Lejos de mi ciudad, en mitad de una densa jornada laboral, he disfrutado de una tratamiento gratuito de belleza en un gran centro comercial. Dos veces al año, mi casa de cosméticos favorita regala a algunas de sus clientas el detalle de un servicio facial especializado y unas muestras de cremas de última generación. Alta cosmética para el cuerpo y el alma con las mejores propiedades de las hierbas, las raíces y los aromas de las plantas: placer en estado puro durante una hora, al mediodía, de la mano de una mujer diminuta, ágil, chispeante y habladora quien -sin saberlo- me ha ofrecido la metáfora del día.
En la estepa rusa crece una rosa que sobrevive al hielo y a la nieve muchos grados bajo cero durante los largos meses del invierno soviético.
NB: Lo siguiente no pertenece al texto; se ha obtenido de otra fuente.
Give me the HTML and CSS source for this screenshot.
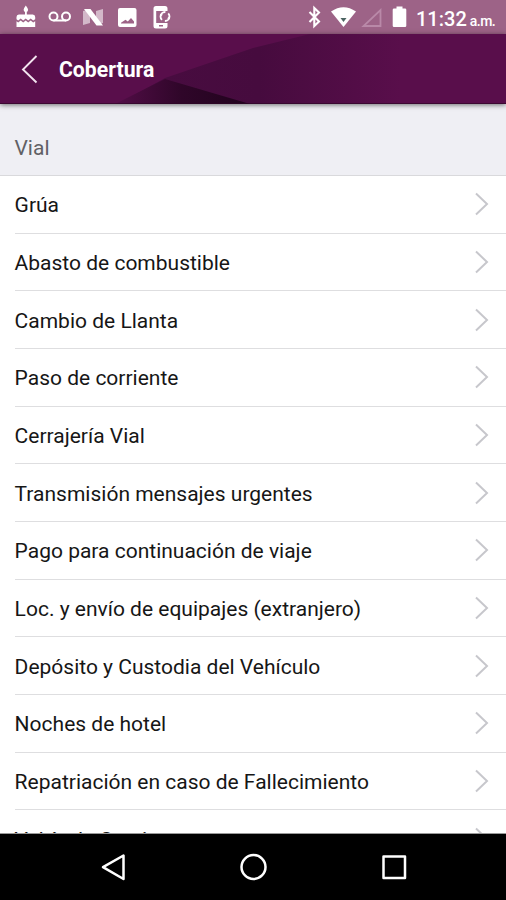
FILE: index.html
```html
<!DOCTYPE html>
<html lang="es">
<head>
<meta charset="utf-8">
<title>Cobertura</title>
<link rel="stylesheet" href="styles.css">
</head>
<body>
<div class="screen">
  <div class="status">
    <svg class="status-icons" width="180" height="34" viewBox="0 0 180 34" fill="#fff">
      <path d="M25.800 5.500q2.300 3 2.300 4.200a2.200 2.200 0 0 1-4.500 0q0-1.200 2.200-4.200zM25 11h1.800v3.500h6q2.400 0 2.400 2.500v2.200l-2 1.300-2.500-2-2.500 2-2.500-2-2.500 2-2.500-2-2.500 2-1.700-1.300V17q0-2.500 2.400-2.500H25z"/>
      <path d="M16.500 21.300l1.700 1.200 2.500-2 2.500 2 2.500-2 2.500 2 2.500-2 2.500 2 2-1.200V27h-18.700z"/>
      <g fill="none" stroke="#fff" stroke-width="2"><circle cx="53.500" cy="16.500" r="4"/><circle cx="66" cy="16.500" r="4"/><path d="M53.500 20.500H66"/></g>
      <path d="M83 11l7-2v14l-7 2zM96 11l7-2v14l-7 2z" opacity=".55"/>
      <path d="M84 9h6.500l12.500 16.500H96.500z"/>
      <path fill-rule="evenodd" d="M120 8h14.500q2 0 2 2v15q0 2-2 2H120q-2 0-2-2V10q0-2 2-2zm1 15.500h13v-2l-3-3.500-3.200 3.500-2.300-1.700-4.500 3z"/>
      <path fill-rule="evenodd" d="M156 6h9q2.500 0 2.500 2.500V11h-11.300v12h11.300v3q0 2.500-2.500 2.500h-9q-2.500 0-2.500-2.500V8.500Q153.500 6 156 6zm3 19v1.500h4V25z"/>
      <circle cx="165" cy="16.500" r="4.500" fill="none" stroke="#fff" stroke-width="1.800" stroke-dasharray="11 3.100" stroke-dashoffset="4"/>
      <path d="M160 14l3 .5-2 2zM170 19l-3-.5 2-2z"/>
    </svg>
    <svg class="status-icons" width="112" height="34" viewBox="300 0 112 34" fill="#fff">
      <path d="M309.500 12l9.500 9.500-4.700 4.500V8l4.700 4.500-9.500 9.500" fill="none" stroke="#fff" stroke-width="2.100"/>
      <path d="M331 11.500q12.500-8.500 25 0L343.500 27z"/><path d="M340.500 18h6l-3 4z" fill="#4c6462"/>
      <path d="M380.500 10v16h-17z" fill="none" stroke="#b989a8" stroke-width="1.800"/>
      <path d="M396.500 6.500h6v2h2.500q1.300 0 1.300 1.300v16q0 1.300-1.300 1.300h-11q-1.300 0-1.300-1.300v-16q0-1.300 1.300-1.300h2.500z"/>
    </svg>
    <div class="clock">11:32 <span class="meridiem">a.m.</span></div>
  </div>
  <header class="bar">
    <svg class="facets" width="506" height="70" viewBox="0 0 506 70">
      <defs>
        <linearGradient id="wide" gradientUnits="userSpaceOnUse" x1="165" y1="0" x2="400" y2="0"><stop offset="0" stop-color="#480c40"/><stop offset=".4" stop-color="#460b3e"/><stop offset="1" stop-color="#590e4b"/></linearGradient>
        <linearGradient id="low" gradientUnits="userSpaceOnUse" x1="118" y1="0" x2="245" y2="0"><stop offset="0" stop-color="#510d46"/><stop offset=".5" stop-color="#2f0629"/><stop offset="1" stop-color="#22031e"/></linearGradient>
      </defs>
      <path d="M118 70L165 44 253 14 310 0H400V70z" fill="url(#wide)"/>
      <path d="M115 70L165 45 250 70z" fill="url(#low)"/>
      <path d="M0 69.500H506" stroke="#2d0526" opacity=".65"/>
    </svg>
    <svg class="back" width="18" height="30" viewBox="0 0 18 30"><path d="M15.500 2L2 15.500 15.500 28.500" fill="none" stroke="#f2e4ef" stroke-width="1.900"/></svg>
    <h1 class="title">Cobertura</h1>
  </header>
  <main class="content">
    <h2 class="section">Vial</h2>
    <ul class="list">
      <li class="row"><span>Grúa</span><svg class="chevron" viewBox="0 0 14 24"><path d="M1 1.500L12 12 1 22.500"/></svg></li>
      <li class="row"><span>Abasto de combustible</span><svg class="chevron" viewBox="0 0 14 24"><path d="M1 1.500L12 12 1 22.500"/></svg></li>
      <li class="row"><span>Cambio de Llanta</span><svg class="chevron" viewBox="0 0 14 24"><path d="M1 1.500L12 12 1 22.500"/></svg></li>
      <li class="row"><span>Paso de corriente</span><svg class="chevron" viewBox="0 0 14 24"><path d="M1 1.500L12 12 1 22.500"/></svg></li>
      <li class="row"><span>Cerrajería Vial</span><svg class="chevron" viewBox="0 0 14 24"><path d="M1 1.500L12 12 1 22.500"/></svg></li>
      <li class="row"><span>Transmisión mensajes urgentes</span><svg class="chevron" viewBox="0 0 14 24"><path d="M1 1.500L12 12 1 22.500"/></svg></li>
      <li class="row"><span>Pago para continuación de viaje</span><svg class="chevron" viewBox="0 0 14 24"><path d="M1 1.500L12 12 1 22.500"/></svg></li>
      <li class="row"><span>Loc. y envío de equipajes (extranjero)</span><svg class="chevron" viewBox="0 0 14 24"><path d="M1 1.500L12 12 1 22.500"/></svg></li>
      <li class="row"><span>Depósito y Custodia del Vehículo</span><svg class="chevron" viewBox="0 0 14 24"><path d="M1 1.500L12 12 1 22.500"/></svg></li>
      <li class="row"><span>Noches de hotel</span><svg class="chevron" viewBox="0 0 14 24"><path d="M1 1.500L12 12 1 22.500"/></svg></li>
      <li class="row"><span>Repatriación en caso de Fallecimiento</span><svg class="chevron" viewBox="0 0 14 24"><path d="M1 1.500L12 12 1 22.500"/></svg></li>
      <li class="row"><span>Vehículo Sustituto</span><svg class="chevron" viewBox="0 0 14 24"><path d="M1 1.500L12 12 1 22.500"/></svg></li>
    </ul>
  </main>
  <nav class="nav">
    <svg width="506" height="66" viewBox="0 0 506 66" fill="none" stroke="#fff" stroke-width="2.500" stroke-linejoin="round">
      <path d="M123.500 21.500v23.500L103 33.200z"/>
      <circle cx="253.500" cy="33" r="12"/>
      <rect x="383.500" y="22.500" width="21.500" height="21.500"/>
    </svg>
  </nav>
</div>
</body>
</html>
```
FILE: styles.css
```css
* { box-sizing: border-box; }
body { margin: 0; background: #fff; font-family: Roboto, "Liberation Sans", sans-serif; }
.screen { width: 506px; height: 900px; display: flex; flex-direction: column; overflow: hidden; }
.status { height: 34px; flex: none; display: flex; align-items: center; background: #9d6387; color: #fff; }
.status-icons { display: block; flex: none; }
.status-icons + .status-icons { margin-left: 120px; }
.clock { margin-left: 4px; padding-top: 5px; font-size: 20px; font-weight: 500; line-height: 24px; letter-spacing: 0; white-space: nowrap; }
.meridiem { margin-left: -2px; font-size: 14px; letter-spacing: -.5px; }
.bar { position: relative; z-index: 1; height: 70px; flex: none; display: flex; align-items: center; padding-left: 21px; background: #590e4b; box-shadow: 0 1px 5px rgba(0, 0, 0, .55); }
.facets { position: absolute; left: 0; top: 0; }
.back { position: relative; flex: none; }
.title { position: relative; margin: 2px 0 0 20px; color: #fff; font-size: 21.200px; line-height: 28px; font-weight: 700; }
.content { flex: 1; min-height: 0; overflow: hidden; background: #fff; border-bottom: 1px solid #999; }
.section { height: 72px; margin: 0; padding: 29px 15px 0 14.500px; background: #efeff4; border-bottom: 1px solid #d9d9dc; color: #616165; font-size: 21px; line-height: 30px; font-weight: 400; }
.list { margin: 0; padding: 0; list-style: none; }
.row { height: 57.680px; margin-left: 15px; padding-right: 17px; display: flex; align-items: center; justify-content: space-between; border-bottom: 1px solid #dedee0; color: #161616; font-size: 21px; line-height: 30px; white-space: nowrap; }
.row span { padding-top: 2px; margin-left: -.4px; }
.chevron { width: 14px; height: 24px; fill: none; stroke: #c7c7cc; stroke-width: 2; }
.nav { height: 66px; flex: none; background: #000; }
.nav svg { display: block; }
```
No sólo se propaga allí, sino en China, Serbia y Ucracia. Pervive en condiciones extremas y diríase que se alimenta del aire o acaso de la inspiración celeste en ausencia de nutrientes esenciales: sol-calor, agua y abono.
De regreso a casa, al filo de las nueve de la noche, exhausta, con varias de historias en mi cabeza, fotogramas desgarrados de empresas y profesionales que plantan cara a la barbarie, al desplome financiero, al despido y a las sombras que amenazan con engullir los sueños, me he acordado de la Rhodiola Rose, la planta de la estepa que sobrevive solitaria en mitad de la nada. Yo misma, a ratos, me siento una Rhodiola.